Let’s consider our target variable: Was_a_Search_Conducted.
Plot a bar chart that counts the number of records by Was_a_Search_Conducted.
ggplot(df, aes(x=Was_a_Search_Conducted)) +
geom_bar()
How well balanced is the data set by this field?
Next, let’s consider the age range of the driver.
Plot a histogram of Driver_Age. Determine an appropriate number of bins.
ggplot(df, aes(x=Driver_Age)) +
geom_histogram(bins=30)
Once you go above (around) 40-50 bins, you’ll notice some points stick out.
What is happening? - This is the tendancy for self reported ages to be grouped around certain common ages.
Plot a density plot of Driver_Age. Add in a fill to be “lightblue”. Determine an appropriate kernel density to use (adjust).
ggplot(df, aes(x=Driver_Age)) +
geom_density(adjust = 2, fill = 'light blue')
Plot a box plot with Was_a_Search_Conducted on the x-axis and Driver_Age on the y-axis.
ggplot(df, aes(x=Was_a_Search_Conducted, y=Driver_Age)) +
geom_boxplot()
Plot a violin plot.
ggplot(df, aes(x=Was_a_Search_Conducted, y=Driver_Age)) +
geom_violin()
From the plots above, do you think the age of the driver is a significant factor in whether a search was conducted? Why or why not? - It does not look like age is a significant factor since the distrobutions are realitively simlar in shape. While the ‘yes’ category skews younger more than the ‘no’ category it is not distinct enough to determine signficance by just a glance.
Let’s plot the number of stops by time.
Recalling part one, the Month_of_Stop variable is a character, not a date variable. The datatime’s are simply when the data was collected; not when the stop occurred.
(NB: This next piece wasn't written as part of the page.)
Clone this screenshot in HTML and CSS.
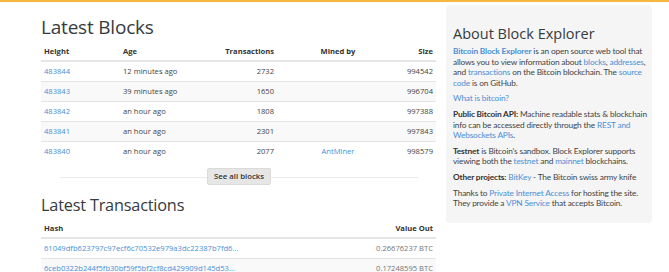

Therefore, we’ll need to convert the Month_of_Stop variable from a character to a Date format.
Let’s first cleanup the date field using tidyverse packages like stringr and lubridate.
library(stringr); library(lubridate)
# see https://dsba5122fall2019.slack.com/archives/CLUCHHQPJ/p1569273552006200
df <- mutate(df, Month_of_Stop = str_replace_all(Month_of_Stop, "/","-")) # replace "/" with "-"
df <- mutate(df, Month_of_Stop = paste0(df$Month_of_Stop,"-01")) # add in day
df <- mutate(df, Date = ymd(Month_of_Stop)) # created a date field
Plot a line chart with the number of traffic stops for each month (hint: start with the count() function by Date then feed into ggplot. Remember the count variable is named ‘n’.).
# https://ro-che.info/articles/2017-02-22-group_by_month_r
# df %>%
# group_by(month=floor_date(Date, "month")) %>%
# summarize(amount=n()) %>%
# ggplot(aes(x=month, y=amount)) +
# geom_line()
df %>%
count(Date) %>%
ggplot(aes(x=Date, y=n)) +
geom_line()
What is the trend (i.e., long term rate of change) of the number of traffic stops in Charlotte? - The number of traffic stops has slightly decreased overtime on avg.
Plot the same plot but add in facet_wrap() by the Reason_for_Stop variable.
df %>%
group_by(Reason_for_Stop) %>%
count(Date) %>%
ggplot(aes(x=Date, y=n)) +
geom_line() +
facet_wrap(~Reason_for_Stop)
What is a problem with this plot? - They are all on the same scale
To address this problem, you will need to figure out how to adjust the scale. To do this, you need to use R’s documentation to see whether there is a parameter in facet_wrap.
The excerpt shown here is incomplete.